Alternatively, I can copy all the interface definitions over to 2.0.0 and require users of the world to update to target interfaces with new names:

package acme:widget@2.0.0

world host {
  import foo
  import bar
  export baz
}

This has the advantage of a being a tidy world.

However, hosts and guests will have to update since the names of the interfaces have changed even if they logically are the same. For guests this should hopefully be little change (though wit-bindgen for Rust does encode the version in the Rust modules it generates, so it's not completely without change).

This gets really interesting with hosts that want to support both versions of acme:widget. They will have to have host implementations for all interfaces even those that are structurally identical.

Question

So what is the right path forward here? Which of the alternatives do we want to encourage folks to choose? Is there something the component model can do to ease the path forward?

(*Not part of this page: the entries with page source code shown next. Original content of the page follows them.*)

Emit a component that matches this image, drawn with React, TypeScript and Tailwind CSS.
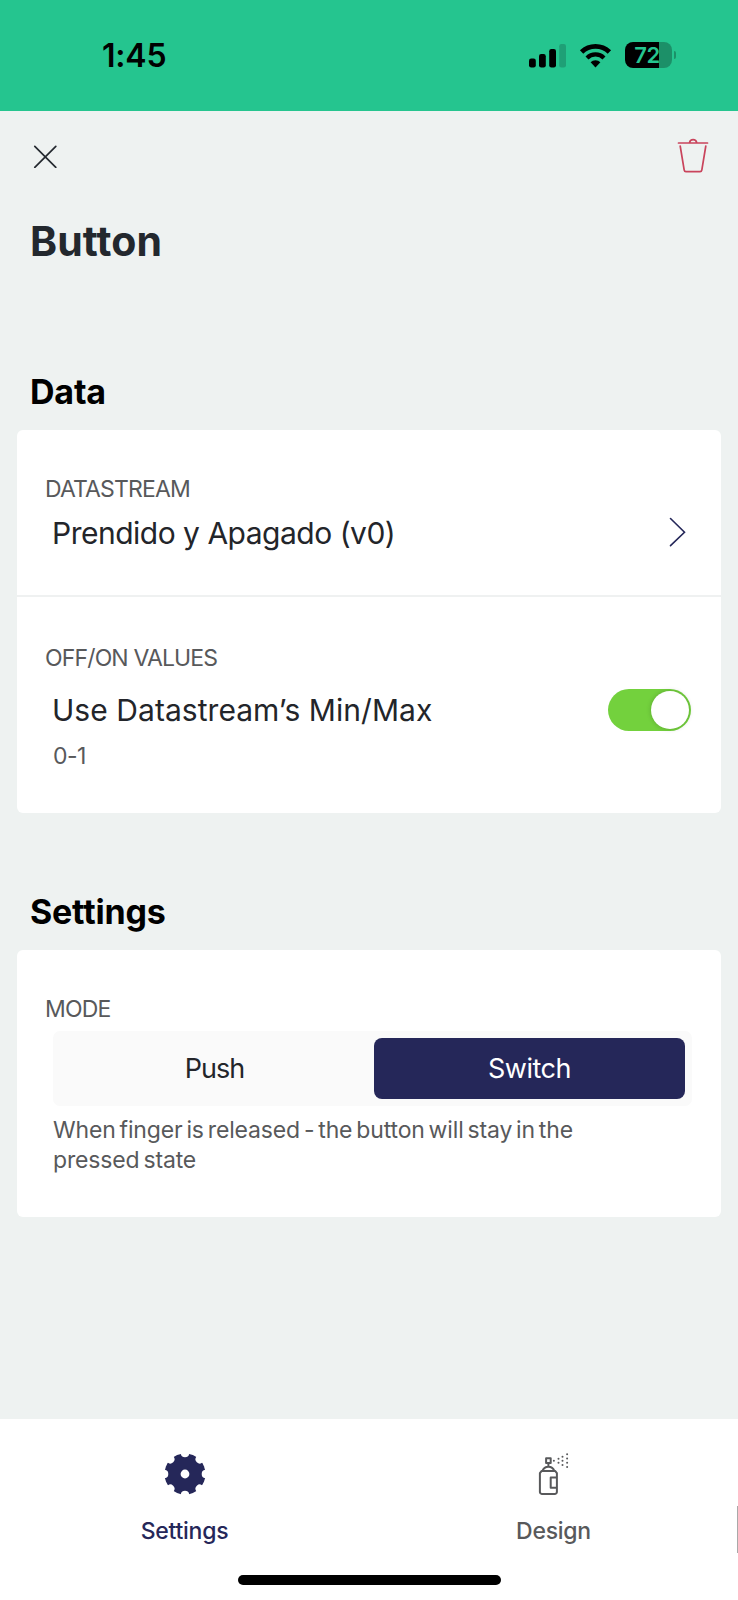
import type { ReactNode } from "react";

function StatusBar() {
  return (
    <header className="flex h-[111px] shrink-0 items-start bg-[#25c58f] pl-[102px] pr-[62px] pt-[36px] text-black">
      <div className="text-[32px] font-semibold leading-[40px] tracking-[-0.2px]">1:45</div>
      <div className="ml-auto flex h-[38px] items-center">
        <svg className="mt-[2px] h-[24px] w-[37px]" viewBox="0 0 37 24">
          <rect x="0" y="14.500" width="6.800" height="9" rx="2.200" />
          <rect x="10" y="10" width="6.800" height="13.500" rx="2.200" />
          <rect x="20.200" y="5" width="6.800" height="18.500" rx="2.200" />
          <rect x="30.200" y="0" width="6.800" height="23.500" rx="2.200" fill="#1fa076" />
        </svg>
        <svg className="ml-[13px] h-[25px] w-[33px]" viewBox="0 0 33 25">
          <path d="M2.600 9a20 20 0 0 1 27.800 0" fill="none" stroke="#000" strokeWidth="4.800" />
          <path d="M8 14.900a12 12 0 0 1 17 0" fill="none" stroke="#000" strokeWidth="4.200" />
          <path d="M16.500 24.500l-4.900-5.200a6.800 6.800 0 0 1 9.800 0z" />
        </svg>
        <div className="ml-[13px] flex h-[26px] w-[47px] items-center justify-center rounded-[8px] bg-[linear-gradient(90deg,#000_0_34px,#1c9068_34px)] pr-[3px] text-[22px] font-semibold leading-[26px] tracking-[-0.5px] text-[#25c58f]">
          72
        </div>
        <div className="ml-[2px] h-[8px] w-[2px] rounded-r-full bg-[#1c9068]" />
      </div>
    </header>
  );
}

function CloseIcon() {
  return (
    <svg className="h-[24px] w-[24px]" viewBox="0 0 24 24" fill="none" stroke="#24292f" strokeWidth="1.7" strokeLinecap="round">
      <path d="M1.800 2.300l21 21M22.800 2.300l-21 21" />
    </svg>
  );
}

function TrashIcon() {
  return (
    <svg className="h-[36px] w-[32px]" viewBox="0 0 32 36" fill="none" stroke="#c9445c" strokeWidth="1.7" strokeLinecap="round" strokeLinejoin="round">
      <path d="M1.500 5h29M12.500 4.600c.4-2 1.800-3 3.600-3s3.200 1 3.600 3" />
      <path d="M3.200 8l4 24.200a1.800 1.800 0 0 0 1.800 1.500h14a1.800 1.800 0 0 0 1.800-1.500L28.800 8" />
    </svg>
  );
}

function GearIcon() {
  const notches = [0, 45, 90, 135, 180, 225, 270, 315];
  return (
    <svg className="h-[42px] w-[42px]" viewBox="-21 -21 42 42">
      <circle r="20.500" fill="#252759" />
      {notches.map((a) => (
        <path
          key={a}
          transform={`rotate(${a})`}
          d="M-4.600-22L-4-19.400Q-3.400-16.700 0-16.700T4-19.400L4.600-22z"
          fill="#fff"
        />
      ))}
      <circle r="4.400" fill="#fff" />
    </svg>
  );
}

const sprayDots = [
  [16.6, 8.7],
  [21.2, 6.7], [21.2, 10.7],
  [25.2, 4.7], [25.2, 8.7], [25.2, 13],
  [29.8, 2.3], [29.8, 6.4], [29.8, 10.7], [29.8, 15],
];

function SprayIcon() {
  return (
    <svg className="h-[44px] w-[32px]" viewBox="0.700 0 32 44" fill="none" stroke="#58595b" strokeWidth="2" strokeLinejoin="round">
      <rect x="8.800" y="6.300" width="4.600" height="4.800" />
      <path d="M11.100 11v3.800M5.200 18.900c.9-2.700 3-4.200 5.900-4.200s5 1.500 5.900 4.200" />
      <path d="M4.400 18.900h13.400l1.800 2.300v18.900a1.800 1.800 0 0 1-1.800 1.800H4.400a1.800 1.800 0 0 1-1.800-1.800V21.200z" />
      <path d="M19.600 25.500h-6.200v10.200h6.200" />
      {sprayDots.map(([x, y]) => (
        <circle key={`${x}-${y}`} cx={x} cy={y} r="1" fill="#58595b" stroke="none" />
      ))}
    </svg>
  );
}

function Label({ children }: { children: ReactNode }) {
  return <div className="text-[23px] leading-[30px] tracking-[-0.850px] text-[#58595b]">{children}</div>;
}

function SectionTitle({ children }: { children: ReactNode }) {
  return <h2 className="pl-[30px] text-[34px] font-bold leading-[44px] tracking-[-0.200px] text-black">{children}</h2>;
}

export default function App() {
  return (
    <div className="flex h-[1600px] w-[738px] flex-col overflow-hidden bg-[#eef2f1] font-['Inter','Liberation_Sans',sans-serif]">
      <StatusBar />

      <div className="flex h-[92px] shrink-0 items-start justify-between pl-[33px] pr-[29px] pt-[27px]">
        <button className="mt-[6px]" aria-label="Close"><CloseIcon /></button>
        <button aria-label="Delete"><TrashIcon /></button>
      </div>

      <main className="flex grow flex-col">
        <h1 className="mt-[13px] pl-[30px] text-[41px] font-bold leading-[50px] tracking-[0.100px] text-[#23282e]">Button</h1>

        <section className="mt-[104px]">
          <SectionTitle>Data</SectionTitle>
          <div className="mx-[17px] mt-[16px] rounded-[6px] bg-white">
            <div className="flex h-[167px] items-center border-b-2 border-[#eff1f1] pl-[28px] pr-[35px]">
              <div className="grow pt-px">
                <Label>DATASTREAM</Label>
                <div className="mt-[9px] pl-[7px] text-[30px] leading-[40px] tracking-[-0.500px] text-[#23252a]">Prendido y Apagado (v0)</div>
              </div>
              <svg className="mt-[39px] h-[30px] w-[17px]" viewBox="0 0 17 30" fill="none" stroke="#252759" strokeWidth="1.600" strokeLinecap="round">
                <path d="M1.500 1.500L15.500 15.300L1.500 28.700" />
              </svg>
            </div>
            <div className="h-[216px] pl-[28px] pr-[30px] pt-[46px]">
              <Label>OFF/ON VALUES</Label>
              <div className="mt-[16px] flex h-[42px] items-center justify-between pl-[7px]">
                <div className="text-[30px] leading-[42px] tracking-[0.050px] text-[#23252a]">Use Datastream’s Min/Max</div>
                <div className="flex h-[42px] w-[83px] items-center justify-end rounded-full bg-[#73d13d] pr-[2px]">
                  <div className="h-[38px] w-[38px] rounded-full bg-white shadow-[0_0_5px_rgba(0,0,0,0.2)]" />
                </div>
              </div>
              <div className="mt-[10px] pl-[8px] text-[23px] leading-[30px] tracking-[-0.600px] text-[#58595b]">0-1</div>
            </div>
          </div>
        </section>

        <section className="mt-[77px]">
          <SectionTitle>Settings</SectionTitle>
          <div className="mx-[17px] mt-[16px] h-[267px] rounded-[6px] bg-white pl-[28px] pr-[29px] pt-[44px]">
            <Label>MODE</Label>
            <div className="ml-[8px] mt-[7px] grid h-[75px] grid-cols-2 gap-[3px] rounded-[7px] bg-[#fafafa] p-[7px] text-[27px]">
              <button className="pr-[2px] pt-[2px] tracking-[-1px] text-[#23252a]">Push</button>
              <button className="rounded-[8px] bg-[#252759] pt-[2px] tracking-[-0.500px] text-white">Switch</button>
            </div>
            <p className="ml-[8px] mt-[9px] w-[560px] text-[23px] leading-[30px] tracking-[-0.150px] text-[#58595b] [word-spacing:-2.400px]">
              When finger is released - the button will stay in the pressed state
            </p>
          </div>
        </section>
      </main>

      <nav className="relative grid h-[181px] shrink-0 grid-cols-2 bg-white text-[23px] font-medium leading-[30px] tracking-[-0.250px]">
        <div className="flex flex-col items-center pt-[34px] text-[#252759]">
          <GearIcon />
          <div className="mt-[21px]">Settings</div>
        </div>
        <div className="flex flex-col items-center pt-[33px] text-[#58595b]">
          <SprayIcon />
          <div className="mt-[20px]">Design</div>
        </div>
        <div className="absolute bottom-[15px] left-[238px] h-[10px] w-[263px] rounded-full bg-black" />
        <div className="absolute right-0 top-[87px] h-[47px] w-px bg-[#a9a9a9]" />
      </nav>
    </div>
  );
}
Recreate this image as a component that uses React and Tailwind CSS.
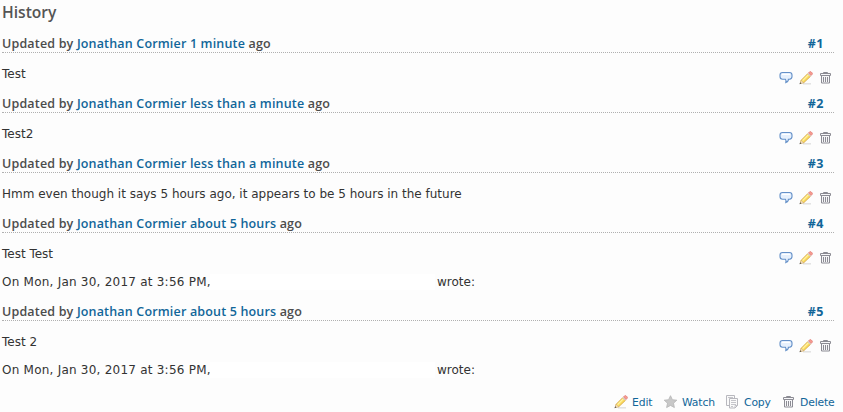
const link = "text-[#116699]";

function BubbleIcon() {
  return (
    <svg width="16" height="16" viewBox="0 0 16 16" fill="none">
      <path d="M4.500 2.500h7c1.800 0 2.500 1.100 2.500 2.500v1.500c0 1.500-.9 2.500-2.500 2.700h-1.100c.1 1.500-.9 2.700-2.600 3.400.4-1.200.2-2.500-.5-3.400H4.500C2.700 9.200 2 8 2 6.500V5c0-1.400.9-2.500 2.500-2.500z" fill="#e6f0fd" stroke="#6490c8" strokeWidth="1.100" />
      <path d="M4 4.500h8" stroke="#fff" />
    </svg>
  );
}

function PencilIcon() {
  return (
    <svg width="16" height="16" viewBox="0 0 16 16" fill="none">
      <path d="M5 13.800h8" stroke="#e2e2e2" strokeWidth="1.500" />
      <path d="M2.300 13.400l.9-3.200 6.500-6.500 2.700 2.700-6.500 6.200z" fill="#fbdc60" stroke="#d2a03c" strokeWidth=".8" />
      <path d="M4.600 10.600l5.700-5.700" stroke="#fff4a8" strokeWidth="1.200" />
      <path d="M3 10.400l2.500 2.300-3.100.8z" fill="#f5e4c8" stroke="#c9a67a" strokeWidth=".4" />
      <path d="M1.500 14.200l.6-1.900 1.300 1.300z" fill="#555" />
      <path d="M9.500 3.800l2.700 2.700.9-.9L10.400 3z" fill="#d5d5dc" />
      <path d="M10.500 2.900l1-1c.6-.5 1.300-.4 1.800.1l.8.800c.5.500.5 1.200 0 1.700l-.9 1z" fill="#f59a90" stroke="#dc6e68" strokeWidth=".6" />
    </svg>
  );
}

function TrashIcon() {
  return (
    <svg width="16" height="16" viewBox="0 0 16 16" fill="none" stroke="#8c8c94">
      <path d="M5.500 3.500v-1h4v1M2.500 3.500h10v2h-10zM3.500 5.500v7.500h8V5.500" fill="#f7f7f9" />
      <path d="M5.500 7v5M7.500 7v5M9.500 7v5" />
    </svg>
  );
}

function StarIcon() {
  return (
    <svg width="16" height="16" viewBox="0 0 16 16">
      <path d="M7.500 1.700l1.900 4 4.400.5-3.300 3 .9 4.400-3.900-2.200-3.900 2.200.9-4.400-3.300-3 4.400-.5z" fill="#c8c8c8" stroke="#b5b5b5" strokeWidth=".8" strokeLinejoin="round" />
    </svg>
  );
}

function CopyIcon() {
  return (
    <svg width="16" height="16" viewBox="0 0 16 16" fill="#fafafa" stroke="#b8b8be">
      <path d="M1.500 1.500h8v10h-8z" />
      <path d="M4.500 4.500h8v7l-2.500 2.500h-5.500z" />
      <path d="M6 6.500h5M6 8.500h5M6 10.500h5M6 12.500h2M3 3.500h5M10 14v-2.500h2.500" fill="none" strokeWidth=".8" />
    </svg>
  );
}

const entries = [
  { when: "1 minute", text: "Test" },
  { when: "less than a minute", text: "Test2" },
  { when: "less than a minute", text: "Hmm even though it says 5 hours ago, it appears to be 5 hours in the future" },
  { when: "about 5 hours", text: "Test Test", quote: true },
  { when: "about 5 hours", text: "Test 2", quote: true },
];

function Entry({ entry, number }) {
  return (
    <article className={entry.quote ? "h-[88px]" : "h-[60px]"}>
      <h4 className="flex h-[17px] justify-between border-b border-dotted border-[#b0b0b0] pr-[10px] font-['Open_Sans',sans-serif] text-[12.5px] leading-4 font-semibold tracking-[0.17px] text-[#4c4c4c]">
        <span>
          Updated by <span className={link}>Jonathan Cormier</span> <span className={link}>{entry.when}</span> ago
        </span>
        <span className={`font-bold tracking-[0.5px] ${link}`}>#{number}</span>
      </h4>
      <div className="flex justify-between pt-[13px]">
        <div className="leading-4">
          <p>{entry.text}</p>
          {entry.quote && (
            <p className="mt-3 flex">
              <span className="w-[208px] whitespace-nowrap tracking-[0.23px]">On Mon, Jan 30, 2017 at 3:56 PM,</span>
              <span className="mr-[2px] h-4 w-[225px] bg-white" />
              <span>wrote:</span>
            </p>
          )}
        </div>
        <div className="flex gap-1 pt-1">
          <BubbleIcon />
          <PencilIcon />
          <TrashIcon />
        </div>
      </div>
    </article>
  );
}

const actions = [
  { label: "Edit", Icon: PencilIcon, width: "w-[50px]" },
  { label: "Watch", Icon: StarIcon, width: "w-[62px]" },
  { label: "Copy", Icon: CopyIcon, width: "w-[56px]" },
  { label: "Delete", Icon: TrashIcon, width: "w-[53px]" },
];

export default function App() {
  return (
    <main className="h-[412px] w-full overflow-hidden bg-[#fdfdfd] pr-[9px] pl-[2px] font-['DejaVu_Sans',sans-serif] text-[12px] text-[#333333]">
      <h3 className="h-9 pt-[2px] font-['Open_Sans',sans-serif] text-[15.6px] leading-5 font-semibold text-[#555555]">History</h3>
      {entries.map((entry, i) => (
        <Entry key={i} entry={entry} number={i + 1} />
      ))}
      <div className="mt-[2px] flex justify-end text-[10.8px] leading-4 tracking-[-0.15px]">
        {actions.map(({ label, Icon, width }) => (
          <a key={label} className={`flex shrink-0 gap-[3px] whitespace-nowrap ${width} ${link}`}>
            <span className="shrink-0"><Icon /></span>
            <span className="pt-px">{label}</span>
          </a>
        ))}
      </div>
    </main>
  );
}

One possible solution might be to allow aliasing interfaces. If tooling were made aware that acme:widget/bar@1.0.0 and acme:widget/bar@2.0.0 are supposed to be the exact same interface, we could generate code on behalf of the user so that host implementations don't need two different implementations.

However, perhaps the component model doesn't need to change at all here, and we just need to update tooling so that it can be aware of when interfaces are structurally identical so that host and guest implementations can be shared across them.

lukewagner commented 9 months ago

(sorry for the slow reply; back from wasm CG meeting). That's a really good question; thanks for clearly laying it out!

So before getting to the question of what happens on major/breaking version changes, we can think through what we expect to happen with minor/non-breaking version changes. Minor version changes will be relatively more frequent so I would expect everyone wants to write what's in your "Alternative 2". Furthermore, to avoid requiring the embedder to have to manually enumerate all supported minor (and patch) versions (of which there could be hundreds), I think we'd expect the host to have some amount of semver logic baked in, so that, e.g., when an implementation of foo:bar/baz@1.1.4 is registered with the runtime, the runtime will by default provide this implementation to components that import foo:bar/baz@1.1.3. Thus, I think in any case hosts will be doing some amount of interpretation of version strings.

With major version changes, of course the host wouldn't automatically supply, e.g., a @2.0.0 implementation for a @1.0.0 import, but you could imagine that, as part of the host interface for registering an implementation of an interface, there is an optional list of older major versions that this implementation also supports (requiring the types must be compatible). So that could be a thing the host does without any additional Component Model support.

But it is a good idea/question of whether we can provide a more first-class support for this scenario. Let's say WIT let you write (probably awful concrete syntax, but bear with me):

package acme:widget@2.0.0

interface foo compatible-with(1.0.0) {
  bar: func()
}

This could then be encoded in a component type (assuming #248) as a re-export:

(component
  (type $foo (component
    (import "acme:widget/foo@1.0.0" (instance $old-foo
      (export "bar" (func))
    ))
    (export "acme:widget/foo@2.0.0" (instance $old-foo))
  ))
  (export "foo" (type $foo))
)

which seems to capture the semantics of what's going on here. This is coincidentally a nice supporting argument for the tweak @alexcrichton just suggested (enabling the instance re-export).

I don't have much of an opinion on the priority for making this addition or what the best concrete syntax is, but I think the idea generally makes sense.

martinitus commented 6 months ago

One thing that comes to my mind when reading above discussion:

Structural identity of two interfaces (e.g. "the same set of exported functions with identical signatures") is not necessarily the same as compatibility of the two interfaces. Simple example: func greet(user: string) could have a change of semantics where the user must be an email address in one version but not the other.

My gut feeling would therefore also be alternative 2, simply to avoid the risk of overlooking a change of semantics while the interfaces are still structurally identical.

lukewagner commented 6 months ago

Yes, definitely we should avoid ever taking structural type compatibility to imply "the same or compatible interface" for the reason you mention. This is the reason why we generally consider WIT interfaces to be "nominal", in the sense that the name of the interface is an important part of the definition; it's not just a typedef for a structural type. But of course the devil is in the details of how this fact manifests itself throughout the toolchain and default behaviors.